The list of U.S. firms that have failed at this reads like a Menlo Park phonebook. Yahoo pulled out of China fully last March, unable to make headway. Microsoft’s Bing search engine managed to attract barely one percent of online searches in the country, and then just gave up completely, making competitor Baidu (which is used for 92 percent of searches in China) the default search engine on the company’s Edge Internet browser. Amazon’s China adventure played out similarly. Faced with entrenched competitors like Alibaba and JD (and, less frequently noted, e-book publishers like Yuewen Group), by the end of 2014, Amazon had a market share of just 1.3 percent.
Even Uber, which garnered praise for hiring local managers when it entered the Chinese market, has had trouble in China. Uber has had to fight state regulators, who have repeatedly raided the company’s offices, and faces a losing battle against its main competitor, Didi Chuxing (formerly known as Didi Kuaidi) that has the backing of both Alibaba and Tencent, giants of the Chinese Internet. Didi completes about seven million rides each day, compared to Uber’s one million rides per day in China. While those numbers are likely inflated, there’s no question that Didi dominates the Chinese market. Uber CEO Travis Kalanick may be willing to bleed $1 billion per year (you read that right) fighting; how long his backers will accept that drain is a separate matter.

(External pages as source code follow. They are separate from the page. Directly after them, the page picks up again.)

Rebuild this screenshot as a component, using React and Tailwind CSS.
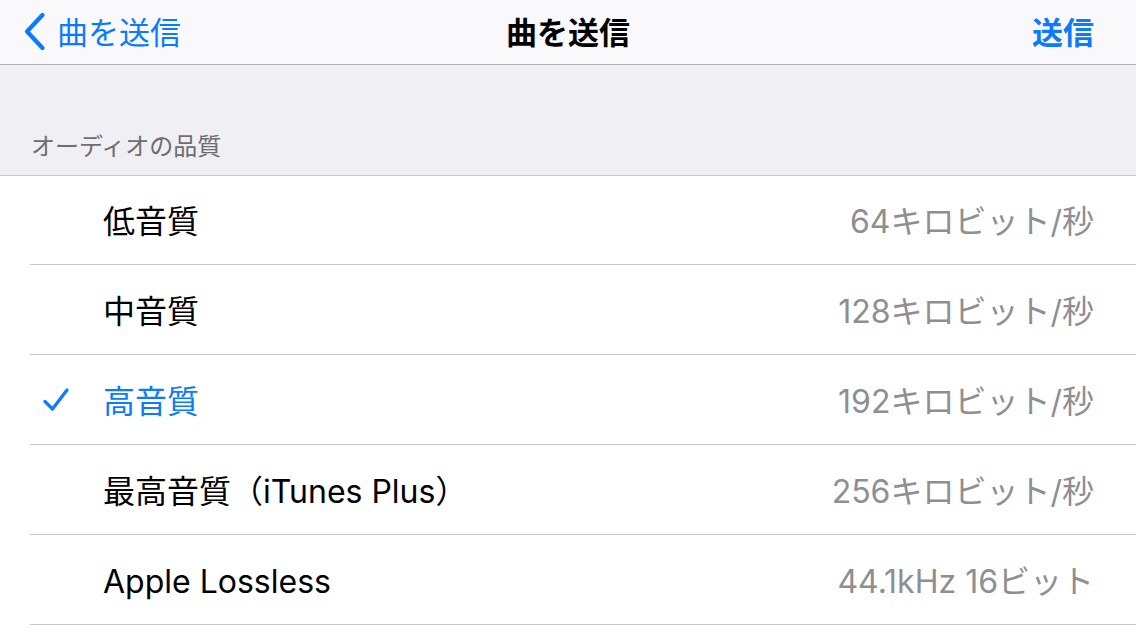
const rows = [
  { label: '低音質', value: '64キロビット/秒' },
  { label: '中音質', value: '128キロビット/秒' },
  { label: '高音質', value: '192キロビット/秒', checked: true },
  { label: '最高音質（iTunes Plus）', value: '256キロビット/秒' },
  { label: 'Apple Lossless', value: '44.1kHz 16ビット' },
];

function Check() {
  return (
    <svg width="26" height="26" viewBox="0 0 26 26" fill="none">
      <path d="M2 14.5 L9.5 22 L24 3" stroke="#0a7aff" strokeWidth="3.2" strokeLinecap="round" strokeLinejoin="round" />
    </svg>
  );
}

function BackChevron() {
  return (
    <svg width="24" height="40" viewBox="0 0 24 40" fill="none">
      <path d="M19.5 3 L4 19.5 L19.5 36" stroke="#0a7aff" strokeWidth="4.2" strokeLinecap="round" strokeLinejoin="round" />
    </svg>
  );
}

export default function App() {
  return (
    <div className="w-[1136px] h-[640px] overflow-hidden bg-white font-['Inter','Noto_Sans_CJK_JP',sans-serif]">
      <div className="h-[65px] bg-[#f9f9fb] border-b border-[#b2b2b2] flex items-center relative">
        <div className="flex items-center pl-[23px] text-[#0a7aff]">
          <BackChevron />
          <span className="text-[31px] leading-none ml-[10px]">曲を送信</span>
        </div>
        <div className="absolute left-1/2 -translate-x-1/2 text-[31px] font-semibold leading-none text-black">曲を送信</div>
        <div className="ml-auto pr-[42px] text-[31px] font-semibold leading-none text-[#0a7aff]">送信</div>
      </div>

      <div className="h-[111px] bg-[#efeff4] border-b border-[#c8c7cc] flex items-end pl-[31px] pb-[16px]">
        <span className="text-[24px] leading-none text-[#6d6d72]">オーディオの品質</span>
      </div>

      <div className="pl-[30px]">
        {rows.map((r, i) => (
          <div key={r.label} className={`${i === 0 ? 'h-[89px]' : 'h-[90px]'} border-b border-[#c8c7cc] flex items-center pr-[42px]`}>
            <div className="w-[73px] flex items-center pl-[13px]">{r.checked && <Check />}</div>
            <span className={`pt-[4px] text-[32px] leading-none ${r.checked ? 'text-[#0a7aff]' : 'text-black'}`}>{r.label}</span>
            <span className="pt-[4px] ml-auto text-[32px] leading-none text-[#8e8e93]">{r.value}</span>
          </div>
        ))}
      </div>
    </div>
  );
}
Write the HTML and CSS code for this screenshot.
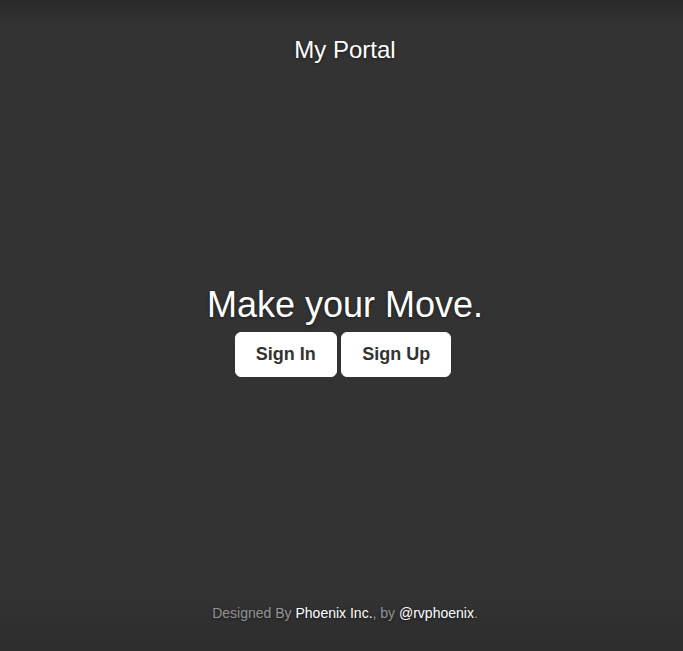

Even if Facebook were to make it in the Chinese market, at what cost would it come, not only in cash but in reputation? Yahoo, Microsoft, Apple have all suffered from this. Any time there’s been even the slightest suggestion that American companies are involved in Chinese censorship efforts, they’ve been widely derided in the press. And companies that stand up to the CCP, as Google did when it decided to withdraw from China in 2010, have been praised.
Is a market of 660 million Internet users worth the trouble? Mark Zuckerberg seems to think so. This history of Silicon Valley’s inroads into China suggests otherwise.